═════ EXTRACTED RECORDS

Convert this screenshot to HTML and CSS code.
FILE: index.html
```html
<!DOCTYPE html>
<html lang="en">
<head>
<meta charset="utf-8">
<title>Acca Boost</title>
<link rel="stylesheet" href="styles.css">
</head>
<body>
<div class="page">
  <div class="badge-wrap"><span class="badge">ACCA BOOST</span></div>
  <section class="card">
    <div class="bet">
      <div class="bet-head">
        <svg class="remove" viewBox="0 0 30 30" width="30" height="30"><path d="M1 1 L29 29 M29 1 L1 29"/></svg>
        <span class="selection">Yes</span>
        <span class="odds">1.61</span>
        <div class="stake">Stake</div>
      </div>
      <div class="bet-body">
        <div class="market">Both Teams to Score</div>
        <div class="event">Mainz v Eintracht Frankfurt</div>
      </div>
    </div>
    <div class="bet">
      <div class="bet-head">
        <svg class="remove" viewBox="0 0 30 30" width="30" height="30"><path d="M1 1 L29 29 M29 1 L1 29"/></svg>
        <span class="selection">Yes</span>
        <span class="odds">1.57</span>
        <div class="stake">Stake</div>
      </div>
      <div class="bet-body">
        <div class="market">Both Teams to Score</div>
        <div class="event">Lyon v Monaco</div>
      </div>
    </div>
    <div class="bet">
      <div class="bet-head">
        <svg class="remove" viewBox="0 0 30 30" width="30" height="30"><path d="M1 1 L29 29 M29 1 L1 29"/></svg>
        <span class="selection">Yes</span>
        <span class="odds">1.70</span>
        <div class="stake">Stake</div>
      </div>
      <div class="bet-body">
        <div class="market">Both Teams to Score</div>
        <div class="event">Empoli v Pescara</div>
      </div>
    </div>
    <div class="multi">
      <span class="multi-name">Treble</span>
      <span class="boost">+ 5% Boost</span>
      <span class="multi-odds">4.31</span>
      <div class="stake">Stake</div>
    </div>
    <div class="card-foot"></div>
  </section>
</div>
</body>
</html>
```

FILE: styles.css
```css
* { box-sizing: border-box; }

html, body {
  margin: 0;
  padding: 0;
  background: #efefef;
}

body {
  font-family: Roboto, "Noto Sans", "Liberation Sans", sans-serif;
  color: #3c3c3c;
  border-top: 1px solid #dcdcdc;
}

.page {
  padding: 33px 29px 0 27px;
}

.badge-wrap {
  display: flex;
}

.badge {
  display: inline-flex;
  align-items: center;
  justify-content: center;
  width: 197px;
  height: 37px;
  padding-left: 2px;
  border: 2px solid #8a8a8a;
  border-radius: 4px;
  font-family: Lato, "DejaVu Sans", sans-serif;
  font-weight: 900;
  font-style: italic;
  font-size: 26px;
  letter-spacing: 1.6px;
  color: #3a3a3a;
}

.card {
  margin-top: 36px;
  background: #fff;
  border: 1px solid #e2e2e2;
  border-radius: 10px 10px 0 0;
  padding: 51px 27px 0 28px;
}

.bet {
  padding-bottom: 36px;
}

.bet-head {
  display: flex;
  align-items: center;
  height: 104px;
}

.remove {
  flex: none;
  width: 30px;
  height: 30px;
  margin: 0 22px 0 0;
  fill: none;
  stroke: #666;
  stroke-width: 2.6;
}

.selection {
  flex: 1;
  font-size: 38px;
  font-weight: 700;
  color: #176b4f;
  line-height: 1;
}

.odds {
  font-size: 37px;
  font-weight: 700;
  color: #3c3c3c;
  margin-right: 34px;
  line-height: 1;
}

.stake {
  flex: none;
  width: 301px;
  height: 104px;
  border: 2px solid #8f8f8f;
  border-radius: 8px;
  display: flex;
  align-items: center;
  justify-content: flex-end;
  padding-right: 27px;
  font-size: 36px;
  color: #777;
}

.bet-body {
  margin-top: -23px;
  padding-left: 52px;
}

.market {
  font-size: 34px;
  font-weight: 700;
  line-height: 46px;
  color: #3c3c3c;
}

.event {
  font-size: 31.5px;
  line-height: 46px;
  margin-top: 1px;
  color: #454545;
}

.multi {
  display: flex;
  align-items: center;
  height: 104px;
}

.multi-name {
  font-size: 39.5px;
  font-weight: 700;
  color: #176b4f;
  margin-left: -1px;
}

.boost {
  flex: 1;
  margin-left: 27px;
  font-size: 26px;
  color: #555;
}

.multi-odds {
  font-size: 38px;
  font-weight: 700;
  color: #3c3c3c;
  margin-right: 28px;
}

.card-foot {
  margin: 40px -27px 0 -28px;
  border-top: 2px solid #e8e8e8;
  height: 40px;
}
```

══════════
═════ EXTRACTED RECORDS

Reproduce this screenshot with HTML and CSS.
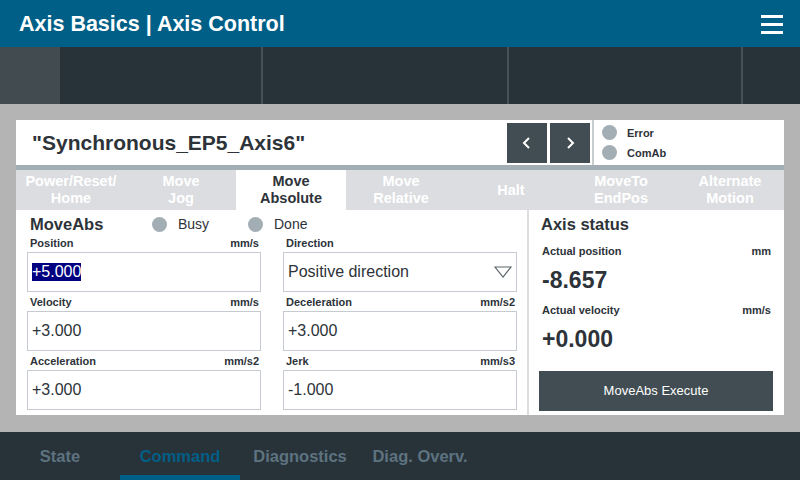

══════════
═════ EXTRACTED RECORDS

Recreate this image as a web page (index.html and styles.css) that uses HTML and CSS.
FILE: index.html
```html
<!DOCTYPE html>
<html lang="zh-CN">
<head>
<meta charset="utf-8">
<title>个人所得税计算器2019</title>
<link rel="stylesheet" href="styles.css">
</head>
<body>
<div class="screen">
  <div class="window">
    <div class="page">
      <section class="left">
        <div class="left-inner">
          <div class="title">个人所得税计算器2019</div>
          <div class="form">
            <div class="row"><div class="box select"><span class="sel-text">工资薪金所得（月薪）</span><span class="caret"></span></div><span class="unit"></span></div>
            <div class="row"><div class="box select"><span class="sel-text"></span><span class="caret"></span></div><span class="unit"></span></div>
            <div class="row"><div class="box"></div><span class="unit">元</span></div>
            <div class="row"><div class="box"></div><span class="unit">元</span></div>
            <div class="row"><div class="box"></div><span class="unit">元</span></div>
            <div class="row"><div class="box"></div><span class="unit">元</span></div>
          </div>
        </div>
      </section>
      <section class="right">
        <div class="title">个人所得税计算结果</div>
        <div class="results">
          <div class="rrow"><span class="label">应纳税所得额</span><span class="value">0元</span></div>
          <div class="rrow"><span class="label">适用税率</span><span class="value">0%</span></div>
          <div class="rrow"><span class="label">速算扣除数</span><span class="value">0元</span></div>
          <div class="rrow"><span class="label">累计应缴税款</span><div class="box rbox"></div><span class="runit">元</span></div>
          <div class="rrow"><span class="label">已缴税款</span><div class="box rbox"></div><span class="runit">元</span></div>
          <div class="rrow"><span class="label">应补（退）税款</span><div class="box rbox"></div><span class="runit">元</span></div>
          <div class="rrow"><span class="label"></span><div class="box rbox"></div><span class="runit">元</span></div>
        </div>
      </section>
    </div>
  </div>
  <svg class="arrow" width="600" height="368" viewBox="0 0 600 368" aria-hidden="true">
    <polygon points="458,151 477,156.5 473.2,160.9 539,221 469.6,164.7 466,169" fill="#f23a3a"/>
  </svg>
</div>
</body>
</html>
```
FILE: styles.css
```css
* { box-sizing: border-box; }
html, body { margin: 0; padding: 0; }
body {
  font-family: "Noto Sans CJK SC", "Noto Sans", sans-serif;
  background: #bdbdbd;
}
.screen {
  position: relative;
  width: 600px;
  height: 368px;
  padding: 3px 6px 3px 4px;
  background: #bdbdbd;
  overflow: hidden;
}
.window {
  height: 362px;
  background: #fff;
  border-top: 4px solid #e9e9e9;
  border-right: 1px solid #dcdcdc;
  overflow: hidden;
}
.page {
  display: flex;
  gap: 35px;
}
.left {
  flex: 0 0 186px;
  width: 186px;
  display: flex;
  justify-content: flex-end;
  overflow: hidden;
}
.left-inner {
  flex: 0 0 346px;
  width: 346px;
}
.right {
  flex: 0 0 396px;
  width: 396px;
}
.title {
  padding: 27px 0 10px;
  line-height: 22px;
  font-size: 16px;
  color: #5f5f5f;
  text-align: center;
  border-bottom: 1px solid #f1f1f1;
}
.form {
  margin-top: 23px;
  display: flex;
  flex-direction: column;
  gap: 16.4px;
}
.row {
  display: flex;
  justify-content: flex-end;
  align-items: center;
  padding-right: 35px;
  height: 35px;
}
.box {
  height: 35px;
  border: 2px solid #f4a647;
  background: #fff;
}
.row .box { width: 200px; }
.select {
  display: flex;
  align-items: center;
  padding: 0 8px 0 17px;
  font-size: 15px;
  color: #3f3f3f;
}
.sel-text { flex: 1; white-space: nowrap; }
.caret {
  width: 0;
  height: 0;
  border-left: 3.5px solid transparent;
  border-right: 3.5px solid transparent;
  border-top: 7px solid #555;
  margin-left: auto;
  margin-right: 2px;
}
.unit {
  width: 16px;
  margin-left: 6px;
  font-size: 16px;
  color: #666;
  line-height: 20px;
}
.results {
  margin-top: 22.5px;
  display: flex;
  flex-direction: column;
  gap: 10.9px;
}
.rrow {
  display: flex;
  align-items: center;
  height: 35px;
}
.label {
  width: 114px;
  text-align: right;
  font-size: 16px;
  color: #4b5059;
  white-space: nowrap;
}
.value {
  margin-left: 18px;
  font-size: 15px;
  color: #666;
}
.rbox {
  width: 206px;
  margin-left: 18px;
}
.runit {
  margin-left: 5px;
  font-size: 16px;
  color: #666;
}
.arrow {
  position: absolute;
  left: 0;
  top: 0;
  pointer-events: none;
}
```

══════════

Select all lines in the listing above where the word "this" appears, and show them.

Convert this screenshot to HTML and CSS code.
Reproduce this screenshot with HTML and CSS.
Recreate this image as a web page (index.html and styles.css) that uses HTML and CSS.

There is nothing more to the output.